**Request**
Count, in the entries, the lines with "this". Answer with the number only.

**Exercise materials**

= = = = =

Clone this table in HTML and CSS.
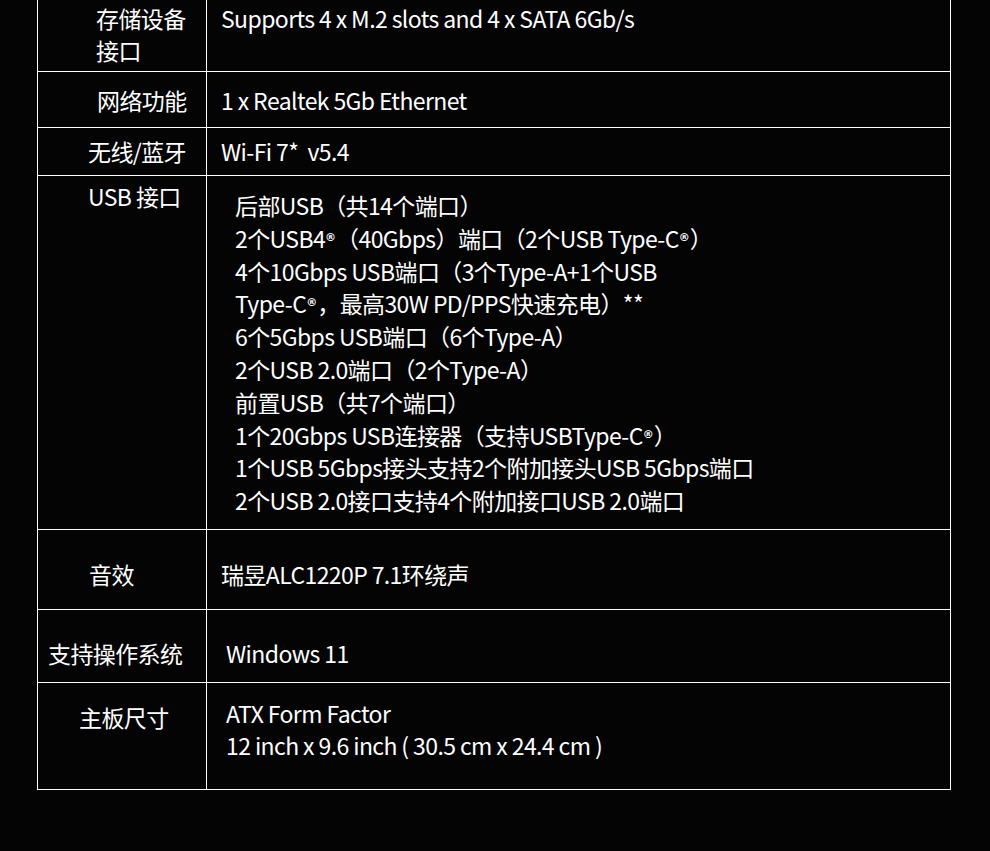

= = = = =

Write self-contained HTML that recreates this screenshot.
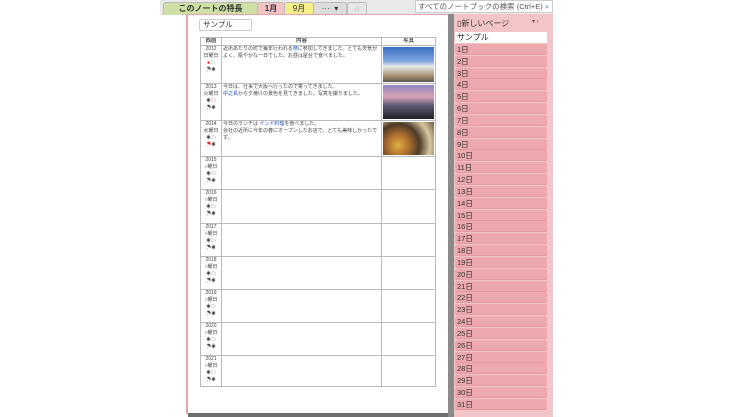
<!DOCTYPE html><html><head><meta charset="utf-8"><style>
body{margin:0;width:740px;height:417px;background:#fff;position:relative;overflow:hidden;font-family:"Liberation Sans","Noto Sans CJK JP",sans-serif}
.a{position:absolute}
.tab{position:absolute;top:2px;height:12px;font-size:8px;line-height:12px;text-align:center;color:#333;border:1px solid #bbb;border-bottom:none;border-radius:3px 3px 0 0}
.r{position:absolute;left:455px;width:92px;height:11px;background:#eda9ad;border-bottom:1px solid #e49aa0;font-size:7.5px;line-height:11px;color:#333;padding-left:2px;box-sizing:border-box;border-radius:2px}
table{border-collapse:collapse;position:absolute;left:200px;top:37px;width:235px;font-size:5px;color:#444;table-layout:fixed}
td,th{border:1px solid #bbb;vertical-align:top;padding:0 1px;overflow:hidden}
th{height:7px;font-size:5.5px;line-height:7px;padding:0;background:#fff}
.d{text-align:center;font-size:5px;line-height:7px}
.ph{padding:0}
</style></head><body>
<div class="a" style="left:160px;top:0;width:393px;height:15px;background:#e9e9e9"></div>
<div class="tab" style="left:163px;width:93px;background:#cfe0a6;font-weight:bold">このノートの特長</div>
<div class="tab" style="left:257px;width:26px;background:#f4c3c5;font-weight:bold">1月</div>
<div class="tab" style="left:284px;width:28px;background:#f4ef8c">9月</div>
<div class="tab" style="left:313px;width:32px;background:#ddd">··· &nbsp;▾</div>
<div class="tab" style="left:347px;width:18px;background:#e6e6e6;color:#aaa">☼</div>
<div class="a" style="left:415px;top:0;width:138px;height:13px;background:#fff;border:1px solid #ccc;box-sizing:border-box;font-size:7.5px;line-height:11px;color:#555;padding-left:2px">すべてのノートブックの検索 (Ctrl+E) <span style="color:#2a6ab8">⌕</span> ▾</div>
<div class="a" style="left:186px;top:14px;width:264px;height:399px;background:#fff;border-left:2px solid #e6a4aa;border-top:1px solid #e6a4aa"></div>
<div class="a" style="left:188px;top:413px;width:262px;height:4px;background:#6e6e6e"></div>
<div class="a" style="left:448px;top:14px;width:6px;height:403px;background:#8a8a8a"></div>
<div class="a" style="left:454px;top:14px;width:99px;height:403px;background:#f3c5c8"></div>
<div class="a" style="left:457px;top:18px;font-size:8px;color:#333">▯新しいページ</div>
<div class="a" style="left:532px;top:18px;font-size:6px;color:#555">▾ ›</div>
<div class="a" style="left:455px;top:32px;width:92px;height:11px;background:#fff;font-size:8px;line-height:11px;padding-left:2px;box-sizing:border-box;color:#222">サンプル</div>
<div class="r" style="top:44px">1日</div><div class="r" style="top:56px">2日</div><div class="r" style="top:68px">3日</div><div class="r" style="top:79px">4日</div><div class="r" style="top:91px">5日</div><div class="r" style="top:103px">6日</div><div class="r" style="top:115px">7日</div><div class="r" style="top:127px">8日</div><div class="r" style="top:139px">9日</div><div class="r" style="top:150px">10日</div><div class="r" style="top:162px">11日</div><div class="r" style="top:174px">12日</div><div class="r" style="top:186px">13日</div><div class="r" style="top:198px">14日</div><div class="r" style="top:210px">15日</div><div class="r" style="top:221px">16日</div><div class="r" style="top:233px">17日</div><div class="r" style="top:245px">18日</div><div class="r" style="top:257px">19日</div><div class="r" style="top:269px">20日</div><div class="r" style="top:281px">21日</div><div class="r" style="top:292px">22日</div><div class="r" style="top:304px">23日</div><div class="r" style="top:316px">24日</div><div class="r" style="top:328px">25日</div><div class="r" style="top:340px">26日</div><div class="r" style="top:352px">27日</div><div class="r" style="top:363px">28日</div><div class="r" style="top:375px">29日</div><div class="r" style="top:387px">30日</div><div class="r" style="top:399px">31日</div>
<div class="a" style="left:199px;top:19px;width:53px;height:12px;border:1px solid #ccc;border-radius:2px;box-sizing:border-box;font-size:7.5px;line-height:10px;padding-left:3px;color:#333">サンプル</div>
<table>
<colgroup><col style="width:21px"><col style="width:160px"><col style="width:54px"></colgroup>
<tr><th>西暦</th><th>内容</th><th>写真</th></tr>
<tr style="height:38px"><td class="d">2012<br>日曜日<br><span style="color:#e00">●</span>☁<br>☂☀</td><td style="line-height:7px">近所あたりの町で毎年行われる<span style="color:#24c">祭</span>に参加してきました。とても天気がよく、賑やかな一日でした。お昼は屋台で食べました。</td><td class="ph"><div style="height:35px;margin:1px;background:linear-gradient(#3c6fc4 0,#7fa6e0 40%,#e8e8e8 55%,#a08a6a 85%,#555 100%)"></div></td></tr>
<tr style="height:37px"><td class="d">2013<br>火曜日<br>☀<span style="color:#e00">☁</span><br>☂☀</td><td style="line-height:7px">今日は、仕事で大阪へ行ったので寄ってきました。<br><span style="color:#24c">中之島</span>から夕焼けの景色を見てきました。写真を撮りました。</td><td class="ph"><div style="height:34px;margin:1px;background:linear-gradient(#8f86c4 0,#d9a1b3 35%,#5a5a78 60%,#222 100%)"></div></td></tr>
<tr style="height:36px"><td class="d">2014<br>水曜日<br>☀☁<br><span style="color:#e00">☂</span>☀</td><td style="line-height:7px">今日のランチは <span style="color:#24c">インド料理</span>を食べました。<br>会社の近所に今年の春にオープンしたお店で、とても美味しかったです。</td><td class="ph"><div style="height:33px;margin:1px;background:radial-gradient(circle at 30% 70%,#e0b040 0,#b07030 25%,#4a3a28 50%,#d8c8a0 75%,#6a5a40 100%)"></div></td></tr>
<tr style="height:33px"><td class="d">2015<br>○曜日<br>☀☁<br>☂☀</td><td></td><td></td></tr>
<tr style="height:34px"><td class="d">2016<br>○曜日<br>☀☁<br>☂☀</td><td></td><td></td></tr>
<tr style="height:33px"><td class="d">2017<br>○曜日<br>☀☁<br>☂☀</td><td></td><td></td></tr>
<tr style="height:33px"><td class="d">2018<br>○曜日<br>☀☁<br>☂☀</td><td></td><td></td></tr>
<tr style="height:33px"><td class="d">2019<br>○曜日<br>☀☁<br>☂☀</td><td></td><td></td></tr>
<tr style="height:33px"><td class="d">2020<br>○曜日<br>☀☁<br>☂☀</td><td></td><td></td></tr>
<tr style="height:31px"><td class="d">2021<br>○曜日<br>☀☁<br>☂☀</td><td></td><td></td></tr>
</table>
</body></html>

= = = = =

**Output**
2